→ Your objective: How many of the lines below contain "styles"? Answer with that number alone.

Code that builds pages:
* BEGIN *

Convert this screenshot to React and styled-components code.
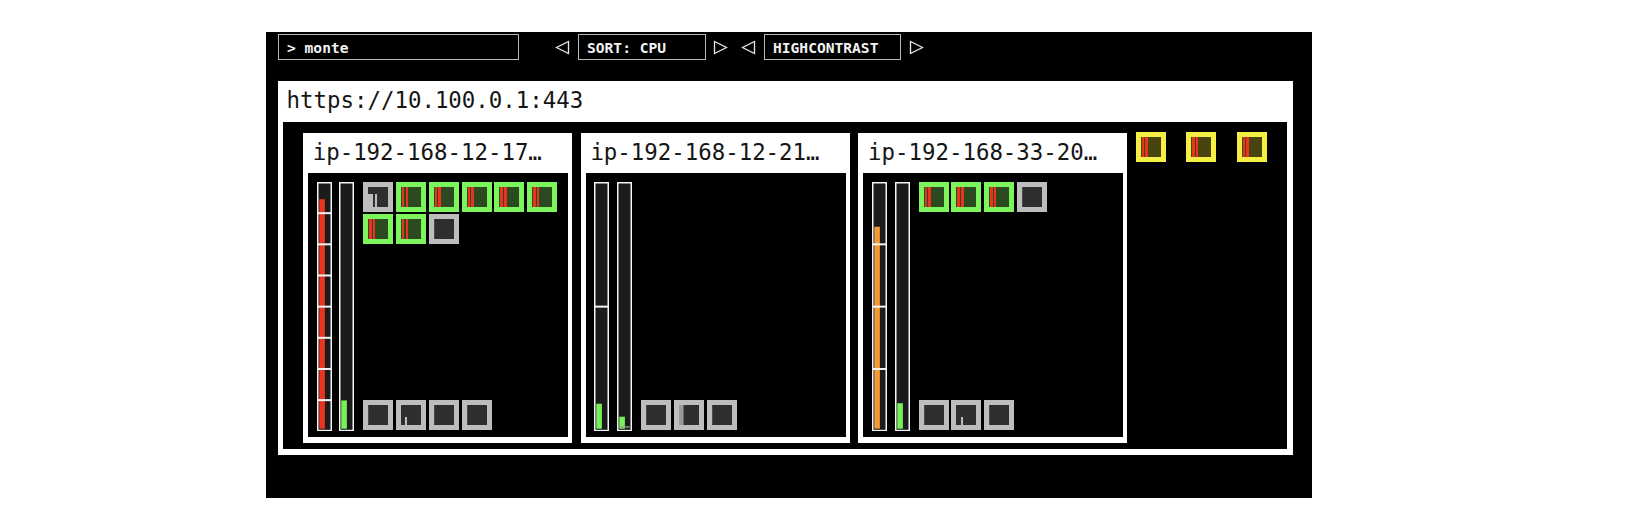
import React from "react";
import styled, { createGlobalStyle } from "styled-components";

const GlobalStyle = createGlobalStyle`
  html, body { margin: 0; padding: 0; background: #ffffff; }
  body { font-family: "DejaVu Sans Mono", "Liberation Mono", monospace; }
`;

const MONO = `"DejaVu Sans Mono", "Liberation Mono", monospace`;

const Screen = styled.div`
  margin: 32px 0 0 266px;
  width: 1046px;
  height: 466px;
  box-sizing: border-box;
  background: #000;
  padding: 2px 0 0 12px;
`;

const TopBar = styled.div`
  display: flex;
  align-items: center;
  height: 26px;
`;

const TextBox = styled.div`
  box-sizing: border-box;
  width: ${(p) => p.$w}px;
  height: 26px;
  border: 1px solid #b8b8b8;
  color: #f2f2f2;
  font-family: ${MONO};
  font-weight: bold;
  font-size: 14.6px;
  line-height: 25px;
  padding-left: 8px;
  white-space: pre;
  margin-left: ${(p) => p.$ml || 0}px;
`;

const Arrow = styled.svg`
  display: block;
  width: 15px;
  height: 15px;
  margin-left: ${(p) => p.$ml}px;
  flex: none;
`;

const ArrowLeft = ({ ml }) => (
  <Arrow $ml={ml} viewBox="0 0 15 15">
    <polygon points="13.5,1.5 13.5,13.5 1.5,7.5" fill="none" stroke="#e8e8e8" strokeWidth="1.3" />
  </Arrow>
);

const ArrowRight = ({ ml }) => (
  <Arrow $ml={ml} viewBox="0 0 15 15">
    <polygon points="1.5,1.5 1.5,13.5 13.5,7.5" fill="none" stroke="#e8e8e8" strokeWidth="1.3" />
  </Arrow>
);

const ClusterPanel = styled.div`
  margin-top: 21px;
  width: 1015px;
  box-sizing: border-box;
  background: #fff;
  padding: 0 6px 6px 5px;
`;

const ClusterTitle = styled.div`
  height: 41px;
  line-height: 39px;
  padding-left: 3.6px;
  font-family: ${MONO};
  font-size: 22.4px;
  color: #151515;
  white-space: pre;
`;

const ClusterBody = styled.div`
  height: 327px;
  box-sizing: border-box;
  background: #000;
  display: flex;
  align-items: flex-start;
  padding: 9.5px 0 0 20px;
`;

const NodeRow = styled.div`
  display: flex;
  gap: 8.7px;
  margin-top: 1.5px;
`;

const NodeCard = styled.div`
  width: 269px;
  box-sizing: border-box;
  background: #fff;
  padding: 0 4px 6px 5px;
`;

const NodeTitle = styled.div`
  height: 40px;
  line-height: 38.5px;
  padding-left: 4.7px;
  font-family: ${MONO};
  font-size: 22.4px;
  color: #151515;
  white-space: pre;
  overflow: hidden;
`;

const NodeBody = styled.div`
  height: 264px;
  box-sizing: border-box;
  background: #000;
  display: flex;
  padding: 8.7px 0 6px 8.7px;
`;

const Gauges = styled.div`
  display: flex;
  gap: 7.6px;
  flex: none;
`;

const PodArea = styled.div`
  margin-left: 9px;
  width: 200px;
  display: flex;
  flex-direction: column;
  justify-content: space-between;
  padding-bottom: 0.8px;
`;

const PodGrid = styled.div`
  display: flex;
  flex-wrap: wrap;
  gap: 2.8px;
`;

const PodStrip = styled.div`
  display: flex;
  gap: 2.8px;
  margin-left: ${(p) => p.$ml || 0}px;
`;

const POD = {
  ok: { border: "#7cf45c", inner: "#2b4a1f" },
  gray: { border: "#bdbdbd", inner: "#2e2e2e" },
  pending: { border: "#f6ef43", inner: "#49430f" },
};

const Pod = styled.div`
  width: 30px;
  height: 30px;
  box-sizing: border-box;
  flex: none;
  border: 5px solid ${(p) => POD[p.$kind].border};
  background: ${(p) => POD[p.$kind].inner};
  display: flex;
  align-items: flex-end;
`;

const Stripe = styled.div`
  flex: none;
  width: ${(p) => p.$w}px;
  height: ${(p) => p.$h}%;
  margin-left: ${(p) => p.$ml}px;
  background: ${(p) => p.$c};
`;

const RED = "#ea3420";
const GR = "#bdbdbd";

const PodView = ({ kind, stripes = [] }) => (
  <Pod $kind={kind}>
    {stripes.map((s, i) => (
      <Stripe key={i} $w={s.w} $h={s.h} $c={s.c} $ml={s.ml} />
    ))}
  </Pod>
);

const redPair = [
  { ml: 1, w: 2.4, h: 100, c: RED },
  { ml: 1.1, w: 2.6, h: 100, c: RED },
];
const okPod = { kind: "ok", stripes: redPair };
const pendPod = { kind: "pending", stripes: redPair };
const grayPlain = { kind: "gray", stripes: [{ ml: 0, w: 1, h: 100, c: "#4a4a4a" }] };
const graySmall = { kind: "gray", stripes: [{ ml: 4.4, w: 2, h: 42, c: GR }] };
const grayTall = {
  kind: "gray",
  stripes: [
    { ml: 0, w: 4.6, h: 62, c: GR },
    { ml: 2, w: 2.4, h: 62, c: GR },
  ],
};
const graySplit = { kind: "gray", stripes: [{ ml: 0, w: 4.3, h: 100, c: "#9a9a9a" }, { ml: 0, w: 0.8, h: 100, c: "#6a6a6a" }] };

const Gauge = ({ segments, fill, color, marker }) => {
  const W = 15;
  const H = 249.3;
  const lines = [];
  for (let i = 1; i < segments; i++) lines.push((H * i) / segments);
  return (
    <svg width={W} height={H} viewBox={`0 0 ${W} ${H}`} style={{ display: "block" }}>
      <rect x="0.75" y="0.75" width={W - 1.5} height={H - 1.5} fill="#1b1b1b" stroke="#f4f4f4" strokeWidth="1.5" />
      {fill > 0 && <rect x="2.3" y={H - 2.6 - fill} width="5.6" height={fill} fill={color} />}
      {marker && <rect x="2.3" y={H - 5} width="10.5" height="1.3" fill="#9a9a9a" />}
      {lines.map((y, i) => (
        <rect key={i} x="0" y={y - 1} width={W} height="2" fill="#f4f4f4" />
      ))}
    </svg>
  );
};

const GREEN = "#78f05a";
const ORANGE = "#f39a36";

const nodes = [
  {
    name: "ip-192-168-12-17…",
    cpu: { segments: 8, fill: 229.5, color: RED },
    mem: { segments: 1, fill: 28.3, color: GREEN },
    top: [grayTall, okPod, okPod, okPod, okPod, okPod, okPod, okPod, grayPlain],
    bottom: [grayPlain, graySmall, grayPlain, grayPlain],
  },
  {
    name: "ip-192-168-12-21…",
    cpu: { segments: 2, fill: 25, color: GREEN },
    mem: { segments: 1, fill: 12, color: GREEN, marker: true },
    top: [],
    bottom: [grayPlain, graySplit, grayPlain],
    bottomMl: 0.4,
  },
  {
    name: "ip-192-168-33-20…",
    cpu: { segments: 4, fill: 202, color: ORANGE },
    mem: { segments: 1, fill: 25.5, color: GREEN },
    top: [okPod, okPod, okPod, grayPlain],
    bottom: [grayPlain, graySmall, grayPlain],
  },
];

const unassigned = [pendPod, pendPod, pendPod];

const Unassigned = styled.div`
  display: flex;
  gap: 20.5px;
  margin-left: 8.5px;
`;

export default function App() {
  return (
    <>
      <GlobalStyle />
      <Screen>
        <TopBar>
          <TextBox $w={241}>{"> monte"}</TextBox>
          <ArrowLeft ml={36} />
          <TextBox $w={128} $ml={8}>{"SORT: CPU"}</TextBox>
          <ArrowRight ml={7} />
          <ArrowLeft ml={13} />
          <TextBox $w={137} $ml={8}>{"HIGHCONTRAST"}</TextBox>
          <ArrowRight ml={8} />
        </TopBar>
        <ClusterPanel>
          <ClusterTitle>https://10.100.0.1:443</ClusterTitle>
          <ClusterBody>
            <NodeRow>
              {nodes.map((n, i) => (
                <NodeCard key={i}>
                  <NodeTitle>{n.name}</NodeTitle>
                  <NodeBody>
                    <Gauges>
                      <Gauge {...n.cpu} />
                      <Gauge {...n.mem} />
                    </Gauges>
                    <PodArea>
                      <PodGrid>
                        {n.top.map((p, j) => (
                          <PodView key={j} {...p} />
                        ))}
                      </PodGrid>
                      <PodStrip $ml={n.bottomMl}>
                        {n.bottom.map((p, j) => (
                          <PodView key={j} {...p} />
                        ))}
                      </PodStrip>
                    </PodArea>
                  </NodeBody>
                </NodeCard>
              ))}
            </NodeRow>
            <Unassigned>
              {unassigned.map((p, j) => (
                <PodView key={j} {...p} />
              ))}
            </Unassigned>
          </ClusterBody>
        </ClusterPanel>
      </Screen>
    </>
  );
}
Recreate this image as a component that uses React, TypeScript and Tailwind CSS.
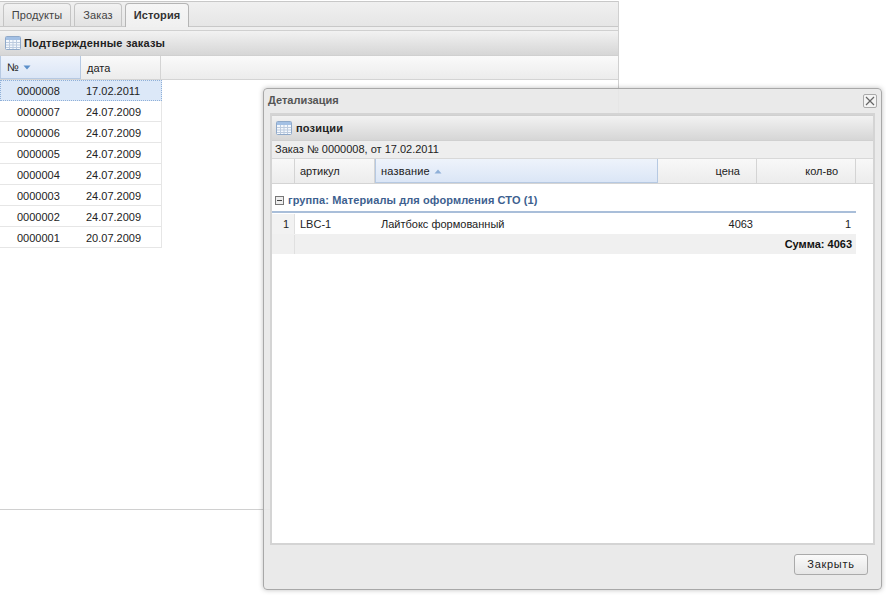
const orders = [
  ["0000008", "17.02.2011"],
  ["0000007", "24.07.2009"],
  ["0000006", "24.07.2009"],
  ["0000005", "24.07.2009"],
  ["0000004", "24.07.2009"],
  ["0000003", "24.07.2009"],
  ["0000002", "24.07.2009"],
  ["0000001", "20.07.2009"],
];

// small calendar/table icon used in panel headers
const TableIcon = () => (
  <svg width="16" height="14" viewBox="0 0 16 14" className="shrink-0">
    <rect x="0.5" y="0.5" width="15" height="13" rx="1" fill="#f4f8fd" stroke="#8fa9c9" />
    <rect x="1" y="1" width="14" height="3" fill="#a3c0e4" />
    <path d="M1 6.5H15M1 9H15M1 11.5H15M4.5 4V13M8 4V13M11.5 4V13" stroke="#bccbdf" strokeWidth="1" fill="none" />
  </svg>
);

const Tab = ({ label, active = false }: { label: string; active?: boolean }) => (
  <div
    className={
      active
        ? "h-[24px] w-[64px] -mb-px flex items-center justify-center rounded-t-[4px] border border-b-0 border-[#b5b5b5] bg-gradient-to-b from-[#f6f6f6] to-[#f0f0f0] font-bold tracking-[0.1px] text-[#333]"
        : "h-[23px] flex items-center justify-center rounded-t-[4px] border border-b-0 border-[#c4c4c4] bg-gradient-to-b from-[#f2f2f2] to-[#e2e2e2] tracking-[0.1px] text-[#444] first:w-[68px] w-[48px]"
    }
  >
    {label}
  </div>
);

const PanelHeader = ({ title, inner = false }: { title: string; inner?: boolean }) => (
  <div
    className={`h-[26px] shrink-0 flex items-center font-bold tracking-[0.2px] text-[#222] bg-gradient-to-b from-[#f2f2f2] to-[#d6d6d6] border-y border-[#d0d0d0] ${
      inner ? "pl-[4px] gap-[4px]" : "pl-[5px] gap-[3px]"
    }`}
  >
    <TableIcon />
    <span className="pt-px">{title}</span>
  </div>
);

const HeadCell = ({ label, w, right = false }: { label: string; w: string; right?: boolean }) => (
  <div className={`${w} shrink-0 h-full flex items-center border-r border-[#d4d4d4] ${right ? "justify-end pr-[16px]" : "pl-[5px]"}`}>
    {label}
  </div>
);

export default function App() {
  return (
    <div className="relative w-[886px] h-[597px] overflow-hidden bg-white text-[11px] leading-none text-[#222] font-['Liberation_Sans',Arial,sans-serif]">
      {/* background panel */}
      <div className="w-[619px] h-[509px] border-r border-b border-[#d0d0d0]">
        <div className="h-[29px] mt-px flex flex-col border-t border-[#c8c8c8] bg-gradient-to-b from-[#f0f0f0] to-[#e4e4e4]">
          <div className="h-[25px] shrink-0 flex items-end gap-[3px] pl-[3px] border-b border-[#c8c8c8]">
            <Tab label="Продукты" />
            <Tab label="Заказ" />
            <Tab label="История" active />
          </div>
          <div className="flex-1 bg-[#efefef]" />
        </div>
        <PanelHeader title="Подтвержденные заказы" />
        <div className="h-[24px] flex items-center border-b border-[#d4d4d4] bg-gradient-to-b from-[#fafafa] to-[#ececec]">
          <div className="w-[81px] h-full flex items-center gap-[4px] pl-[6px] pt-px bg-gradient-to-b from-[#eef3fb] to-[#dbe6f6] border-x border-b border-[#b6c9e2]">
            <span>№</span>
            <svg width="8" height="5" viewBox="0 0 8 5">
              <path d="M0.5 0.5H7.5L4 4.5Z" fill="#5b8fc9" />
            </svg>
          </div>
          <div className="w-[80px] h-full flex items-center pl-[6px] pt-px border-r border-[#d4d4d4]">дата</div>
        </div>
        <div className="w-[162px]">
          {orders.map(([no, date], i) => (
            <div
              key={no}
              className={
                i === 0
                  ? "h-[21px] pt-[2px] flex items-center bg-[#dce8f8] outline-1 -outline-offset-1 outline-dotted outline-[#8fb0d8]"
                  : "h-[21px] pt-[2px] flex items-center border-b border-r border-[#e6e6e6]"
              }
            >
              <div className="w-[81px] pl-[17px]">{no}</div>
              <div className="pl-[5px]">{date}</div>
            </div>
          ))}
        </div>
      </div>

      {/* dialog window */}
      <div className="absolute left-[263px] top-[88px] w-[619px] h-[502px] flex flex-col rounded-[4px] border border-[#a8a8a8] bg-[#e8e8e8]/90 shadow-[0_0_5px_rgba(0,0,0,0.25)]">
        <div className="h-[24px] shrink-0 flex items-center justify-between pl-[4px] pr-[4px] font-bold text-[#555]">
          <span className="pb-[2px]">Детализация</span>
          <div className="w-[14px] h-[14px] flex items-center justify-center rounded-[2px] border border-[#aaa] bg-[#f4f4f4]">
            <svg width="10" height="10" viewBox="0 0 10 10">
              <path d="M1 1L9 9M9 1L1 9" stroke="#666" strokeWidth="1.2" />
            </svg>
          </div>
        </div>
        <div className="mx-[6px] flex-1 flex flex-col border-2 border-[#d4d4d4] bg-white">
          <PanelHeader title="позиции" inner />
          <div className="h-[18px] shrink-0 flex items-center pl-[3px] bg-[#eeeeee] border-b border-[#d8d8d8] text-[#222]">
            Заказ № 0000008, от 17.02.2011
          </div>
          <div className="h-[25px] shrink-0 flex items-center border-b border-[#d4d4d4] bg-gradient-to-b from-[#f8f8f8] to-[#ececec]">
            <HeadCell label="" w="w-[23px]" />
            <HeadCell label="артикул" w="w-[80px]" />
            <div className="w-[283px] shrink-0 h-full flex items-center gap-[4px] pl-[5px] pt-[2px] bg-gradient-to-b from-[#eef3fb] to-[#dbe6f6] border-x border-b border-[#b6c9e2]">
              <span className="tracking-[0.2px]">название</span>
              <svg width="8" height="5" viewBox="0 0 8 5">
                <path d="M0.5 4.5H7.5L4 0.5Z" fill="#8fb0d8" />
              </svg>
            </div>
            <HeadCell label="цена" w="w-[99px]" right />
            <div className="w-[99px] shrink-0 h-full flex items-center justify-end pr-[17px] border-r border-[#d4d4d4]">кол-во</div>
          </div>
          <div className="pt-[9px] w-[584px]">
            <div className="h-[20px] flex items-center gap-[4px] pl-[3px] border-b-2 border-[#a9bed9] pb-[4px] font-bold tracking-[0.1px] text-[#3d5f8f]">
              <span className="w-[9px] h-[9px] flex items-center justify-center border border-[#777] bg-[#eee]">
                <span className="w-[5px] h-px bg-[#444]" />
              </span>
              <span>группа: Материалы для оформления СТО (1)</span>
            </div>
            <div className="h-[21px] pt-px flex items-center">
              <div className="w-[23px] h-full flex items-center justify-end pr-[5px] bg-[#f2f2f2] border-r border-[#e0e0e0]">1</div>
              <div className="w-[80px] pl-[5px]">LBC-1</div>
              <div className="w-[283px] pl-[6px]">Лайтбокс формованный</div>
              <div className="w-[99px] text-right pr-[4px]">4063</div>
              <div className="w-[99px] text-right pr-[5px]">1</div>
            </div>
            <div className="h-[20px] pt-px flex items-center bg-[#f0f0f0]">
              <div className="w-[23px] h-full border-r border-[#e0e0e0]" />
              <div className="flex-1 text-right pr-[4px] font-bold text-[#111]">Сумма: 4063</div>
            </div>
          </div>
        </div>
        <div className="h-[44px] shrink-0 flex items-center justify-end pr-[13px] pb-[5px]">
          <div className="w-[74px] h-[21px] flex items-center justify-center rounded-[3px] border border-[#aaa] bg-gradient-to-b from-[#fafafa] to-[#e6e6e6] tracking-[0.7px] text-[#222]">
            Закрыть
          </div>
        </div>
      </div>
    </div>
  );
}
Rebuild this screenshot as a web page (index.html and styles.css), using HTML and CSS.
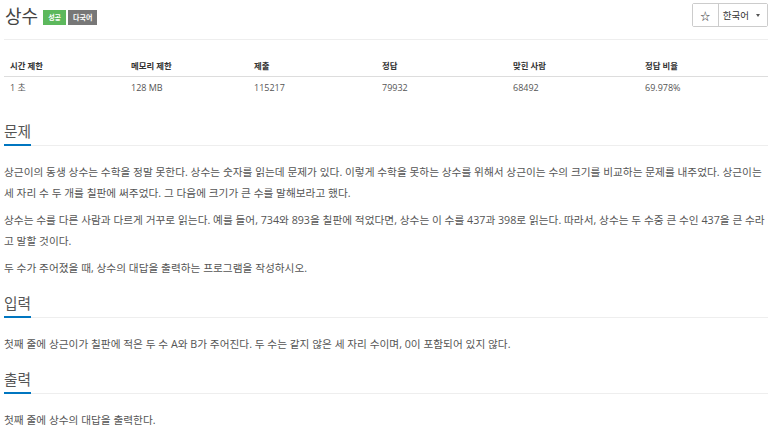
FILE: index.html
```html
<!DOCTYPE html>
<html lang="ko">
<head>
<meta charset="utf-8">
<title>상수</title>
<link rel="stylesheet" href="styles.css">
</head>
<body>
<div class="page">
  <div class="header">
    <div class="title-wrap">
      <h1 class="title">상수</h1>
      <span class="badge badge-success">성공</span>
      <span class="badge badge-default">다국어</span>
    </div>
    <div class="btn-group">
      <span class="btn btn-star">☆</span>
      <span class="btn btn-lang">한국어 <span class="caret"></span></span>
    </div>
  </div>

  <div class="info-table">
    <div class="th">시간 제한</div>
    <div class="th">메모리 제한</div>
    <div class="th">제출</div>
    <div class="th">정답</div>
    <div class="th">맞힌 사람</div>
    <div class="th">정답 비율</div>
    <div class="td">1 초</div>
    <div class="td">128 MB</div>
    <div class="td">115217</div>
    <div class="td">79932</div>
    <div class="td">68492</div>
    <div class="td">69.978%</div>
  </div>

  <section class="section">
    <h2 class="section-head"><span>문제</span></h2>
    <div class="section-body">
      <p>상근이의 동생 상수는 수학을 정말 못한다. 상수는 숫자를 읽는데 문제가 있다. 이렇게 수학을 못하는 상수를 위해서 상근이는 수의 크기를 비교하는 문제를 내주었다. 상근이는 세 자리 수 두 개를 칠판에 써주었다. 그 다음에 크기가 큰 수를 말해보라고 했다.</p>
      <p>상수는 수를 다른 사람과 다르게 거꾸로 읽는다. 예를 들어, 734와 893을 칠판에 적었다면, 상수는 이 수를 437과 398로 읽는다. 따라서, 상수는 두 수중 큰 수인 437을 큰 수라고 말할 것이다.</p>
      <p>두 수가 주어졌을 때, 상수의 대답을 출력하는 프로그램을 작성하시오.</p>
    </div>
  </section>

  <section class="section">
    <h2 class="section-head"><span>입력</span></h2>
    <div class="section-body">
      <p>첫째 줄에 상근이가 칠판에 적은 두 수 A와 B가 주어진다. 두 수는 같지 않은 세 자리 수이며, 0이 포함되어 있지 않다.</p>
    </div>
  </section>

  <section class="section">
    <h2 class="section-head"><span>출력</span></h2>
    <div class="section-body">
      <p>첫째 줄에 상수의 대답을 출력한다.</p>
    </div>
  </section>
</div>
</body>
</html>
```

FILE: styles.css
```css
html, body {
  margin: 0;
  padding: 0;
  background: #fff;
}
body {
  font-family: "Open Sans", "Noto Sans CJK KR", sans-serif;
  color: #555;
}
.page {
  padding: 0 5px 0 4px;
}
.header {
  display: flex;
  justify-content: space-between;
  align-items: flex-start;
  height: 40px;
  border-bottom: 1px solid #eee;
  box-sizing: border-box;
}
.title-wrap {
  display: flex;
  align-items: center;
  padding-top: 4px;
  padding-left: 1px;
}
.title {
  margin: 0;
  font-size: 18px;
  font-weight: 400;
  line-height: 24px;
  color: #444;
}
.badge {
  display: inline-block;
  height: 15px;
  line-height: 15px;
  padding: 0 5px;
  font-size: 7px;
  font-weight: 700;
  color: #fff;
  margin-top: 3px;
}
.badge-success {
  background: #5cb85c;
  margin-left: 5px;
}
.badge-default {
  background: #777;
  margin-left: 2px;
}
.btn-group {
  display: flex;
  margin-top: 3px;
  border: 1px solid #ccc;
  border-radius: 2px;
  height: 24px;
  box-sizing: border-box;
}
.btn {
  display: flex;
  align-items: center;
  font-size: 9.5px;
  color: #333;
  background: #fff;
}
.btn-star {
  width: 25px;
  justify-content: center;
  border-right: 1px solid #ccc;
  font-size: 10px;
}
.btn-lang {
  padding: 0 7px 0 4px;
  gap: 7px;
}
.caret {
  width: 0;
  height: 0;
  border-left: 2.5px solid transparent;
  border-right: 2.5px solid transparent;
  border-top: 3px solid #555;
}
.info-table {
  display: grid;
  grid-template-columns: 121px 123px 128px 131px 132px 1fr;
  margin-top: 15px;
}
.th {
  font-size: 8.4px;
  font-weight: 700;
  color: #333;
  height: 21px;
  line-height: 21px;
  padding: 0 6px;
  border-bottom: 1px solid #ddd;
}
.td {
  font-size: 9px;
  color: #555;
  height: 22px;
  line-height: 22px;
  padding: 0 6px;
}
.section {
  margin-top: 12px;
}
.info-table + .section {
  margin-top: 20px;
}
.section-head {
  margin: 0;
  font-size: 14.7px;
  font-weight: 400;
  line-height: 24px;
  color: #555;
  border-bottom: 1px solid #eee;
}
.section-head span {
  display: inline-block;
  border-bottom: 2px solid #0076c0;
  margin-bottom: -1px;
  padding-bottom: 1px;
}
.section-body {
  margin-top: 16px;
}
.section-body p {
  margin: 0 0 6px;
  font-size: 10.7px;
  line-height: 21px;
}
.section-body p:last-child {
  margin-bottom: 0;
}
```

* END *

→ Written reply: 3